Wise Words
A moment with spiritual elder Clifford Duncan, a healer and cultural liaison for the Tabeguache band of the Northern Ute Nation

By Jena Hofstedt
Photo courtesy of World Council of Elders


Q. Would you tell us a bit about the history of the Ute Nation?

A. The Ute tribe is part of the Shoshonian Utoaztec language group of the Great Basin tribes, which were centered in Nevada and the surrounding states. We have been in our area for 5,000 years or longer. Through excavations, we’ve found artifacts that are actually 8,000 to 10,000 years old. We were one of the largest language groups in the Western Hemisphere at one time. That is our prehistory. At present we have three reservations, two in Colorado and one in Utah. I’m in Utah on the Uintah-Ouray Reservation.

Q. Can you tell us what your day-to-day life is like on the reservation?

A. We live like everyone around us. We follow Tribal and State laws. We all live a lot like non-Indians. However, some of us are trying to preserve our traditions, culture, and language, so it doesn’t get swallowed up and lost. We have learned to survive in this new world.

Q. What is the role of an indigenous elder in today’s modern American culture?

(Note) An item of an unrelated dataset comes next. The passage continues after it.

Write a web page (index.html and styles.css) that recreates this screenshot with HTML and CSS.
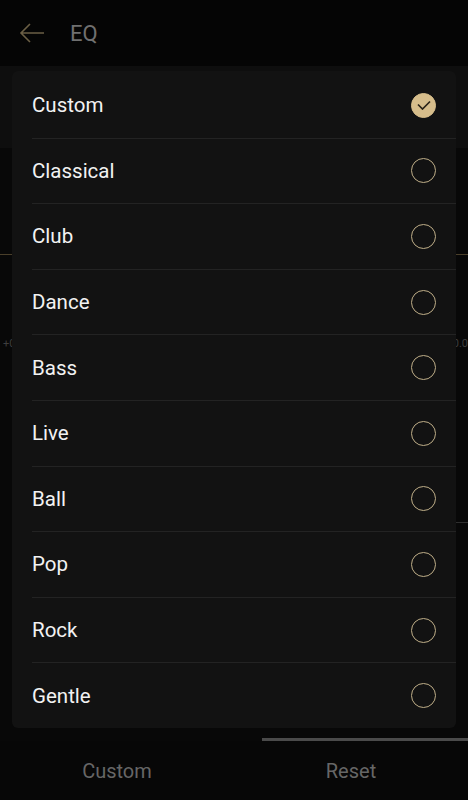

A. Most Native Americans have drifted from what used to be, when our people were actually living a community life, and the spiritual connection was strong. Today we do not have that, because we are broken up into many different parts. Those who are interested in going back still have the resource of the tribal elders. But there is only a handful [of elders left] in all of Indian country.

Q. You are also a healer. Is that the same as being a medicine man?

A. Native Americans do not accept the title of medicine man or spiritual man or doctor. Those are words given to them by an outsider. We are practitioners—one who carries spiritual teachings from one generation to the next and passes them on to their children and grandchildren. [Practitioners] do not necessarily possess spiritual power, but they pass it on. They are like mediators. Credit goes to the higher level, which is the spirit and God.

Q. What is your philosophy regarding the state of the world—how can we live in harmony with each other?

A. When a group begins to move forward with the idea that they are going to be leading, they are actually going against other groups. But we should all be moving together in the same direction at the same pace. Respect for cultures, respect for people, are a basis for being at the same level. Today, our world is a material world; the more money I have, the more power I have. When a man has power over all things in this world, does that mean man has dominance over man, too? I don’t think so. The modern material world has misinterpreted religious teachings from the Bible in order to gain dominance over many other cultures and the natural environment for its own material advantage. Each of us has a little thing called ego that is leading us away from the spiritual center of the universe. And that’s why we have problems. These problems have been going on for hundreds and hundreds of years. I don’t think there’s an end to that. At least I can’t see it. It’s going to take generations. The next generation can be taught differently.

Q. What do you hope to teach others about the Earth?

A. The one message that I would like to share with everyone is that we are all connected by one Earth, one Sun, and we all come from one Spirit. Sometimes you read about how indigenous people have no god and no concept of god or anything that’s out there. That’s not true. The thing we’re trying to tell the world is our way of life has always been connected to nature. And nature is a high level of spirit. We have to take care of all things that are related to us—nature, the world, and, in short, ecology. That makes a human. That makes a man what he is. To destroy that, we are actually destroying ourselves.